Monday night, an American pilot was welcomed with hugs as he stood stranded beside his crashed F-15 Eagle in a field near Benghazi. “We saw the plane fall in front of us and explode, and we saw the pilot coming down in his parachute,” says Younis Amruni, 27. “He was terrified. I walked up to him and hugged him.”

At the rebel checkpoint at the current front line, on the outskirts of the next town of Ajda­biya, there are signs that the violence and forced retreat of the week before have taken their toll. For weeks, bloody battles raged as the ill-equipped but zealous rebel fighters sought to push back Gadhafi loyalists. “Gadhafi has tanks and rockets that we don’t have,” says Capt. Ibrahim Younis, looking at Ajda­biya on the horizon. “Gadhafi killed a lot of our fighters—where there were 3,000, now we have only around 1,000,” says Masoud Bwiser, 36. The front line is a waiting game. Gadhafi’s forces hold their line, knowing they may again be hit by the coalition if they advance, while the rebels look to the skies for help to advance eastward toward Tripoli.

Indeed, Libya’s revolutionaries are pinning their hopes on greater coalition engagement. “We need the British and French to clear the road and then we can go further,” says Younis. “We are waiting for the air strikes.” On the ground, they remain a ragtag bunch. At one point, with no discernible strategy, small groups move six kilometres past the checkpoint, reaching the brow of a desert hill. They stand against the horizon waving Kalashnikovs. Minutes later comes the dreaded whistle of an incoming artillery shell or missile.
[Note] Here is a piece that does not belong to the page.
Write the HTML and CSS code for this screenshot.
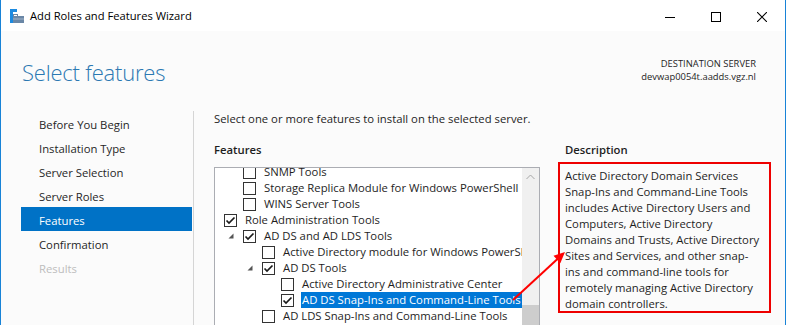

It explodes in the nearby sand with a dull thud, sending the rattled rebels into retreat.

The lack of a disciplined military is all too clear. “We have no plan; we just go on like this. It is not a good thing, but we have no choice,” says fighter Masoud Bwiser, 36. Usually he runs a coffee shop and car wash. Mohammed Agori, 23, has come to the front line with only a knife. “My friend and I were drinking tea on the sand dune at the front. He asked me for some sugar, and then the rocket came in,” he laughs. There is some rancour in the rebel ranks toward the dissident members of the army who defected to the opposition. For weeks, they say, there have been unfulfilled promises that those soldiers will lead the front. “We were waiting for our army to come,” says Bwiser. “They have lied to us—they didn’t send the army.” Jammal Bennour, a member of the Benghazi governing council, concurs. “Our military forces have disappointed us,” he says. “It is a very bitter truth, but there are not enough military forces.”

Dissident Maj.-Gen. Ahmed al-Gatrani denies that defected members of the army are not playing a role. The army is organizing itself, and has already moved, he says. It doesn’t operate on the roads—the forces are in the desert, surrounding Ajdabiya. Whether this is optimism or reality is hard to know.

On Tuesday, the roads toward Ajdabiya were jammed with citizens pressing their faces against car windows to see Gadhafi tanks destroyed by the coalition. But this “Libyan Disneyland”—as one fighter called the scene—came with the conspicuous lack of weapons reinforcements to the front line. Indeed, both the rebels and Gatrani agree on one point: ammunition is dangerously low. “We are losing ammunition, and there is no new supply. Soon we will just be throwing rocks,” says Gatrani. “We are in real need of these supplies, for balance between us and the Gadhafi forces.” Without further help, he adds, “Gadhafi will destroy the Libyan people.”